Das Politiker-Anwalt-Dilemma

Es ist durchaus eine interessante Frage wie weit ein Anwalt sich der politischen Dimension seiner Mandate entziehen kann. Auch hier kann ich Stephan zustimmen, dass der Rechtsstaat sicher erst mal nicht nur allein deswegen über den Jordan geht, weil ein Anwalt bestimmte Mandate aus politischen Gründen ablehnt. Ich glaube es gibt genug Anwälte in Deutschland. Die Frage, ob man es wirklich von ihnen verlangen kann, steht auf einem anderen Blatt.

Was nicht passieren darf ist, dass wir irgendwie in die Denke kommen, dass ein Anwalt sich der Sache seiner Mandanten gemein macht. Das wäre für den Rechtsstaat tatsächlich fatal, welcher Anwalt möchte sich schon mit Nazis, Vergewaltigern, Kinderschändern und Mördern auf eine Stufe stellen lassen? Bestenfalls sogenannte »Szene-Anwälte« wären dafür noch zu haben und dann kommen wir in eine schlechte Situation. An wen wendet sich z.B. jemand, der sich dem Vorwurf er wäre ein Nazi explizit erwehren will? Jürgen Rieger wäre sicher keine gute Option gewesen. Aus diesem Grund halte ich alle Anwälte, die ihre politischen Ansichten bei ihrer juristischen Arbeit hinten anstellen, zumindest für einen Gewinn für den Rechtsstaat.

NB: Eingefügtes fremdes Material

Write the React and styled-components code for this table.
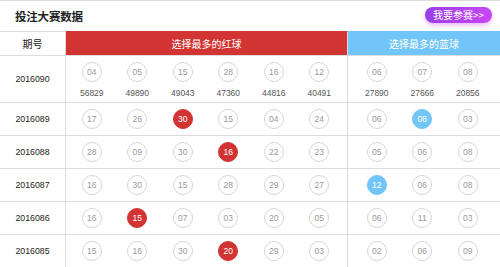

Jetzt ist die Frage, ob wir von einem Anwalt, der politisch aktiv ist, explizit verlangen können, bestimmte Mandate aus politischen Gründen abzulegen. Ich glaube man kann das nicht, ohne mit dem Grundsatz, dass ein Anwalt sich nicht allein durch ein Mandat mit einer Sache gemein macht zu brechen. Aber auf der anderen Seite wären wir sicher alle schockiert, wenn ein Pirat plötzlich die Verteidigung der NPD bei einem Verbotsverfahren übernehmen würde, wie in einem Gedankenspiel von Harryliebs beschrieben. Vielleicht kann man diese Frage nicht pauschal beantworten, sondern muss im Einzelfall entscheiden.

Gleichzeitig Anwalt und Politiker zu sein, kann manchmal zum Drahtseilakt werden. Ich denke aber das Udo Vetter im aktuellen Fall über jeden Zweifel erhaben ist und sich nicht vorwerfen lassen muss, er würde mit Nazis sympathisieren. Und er hat wenn ich mich recht erinnere auch schon angekündigt, seine Anwaltstätigkeit im Fall der Fälle als MdB ruhen zu lassen. Ist vielleicht nicht die schlechteste Entscheidung. Das mit den Nebeneinkünften hat ja auch manchmal einen faden Beigeschmack.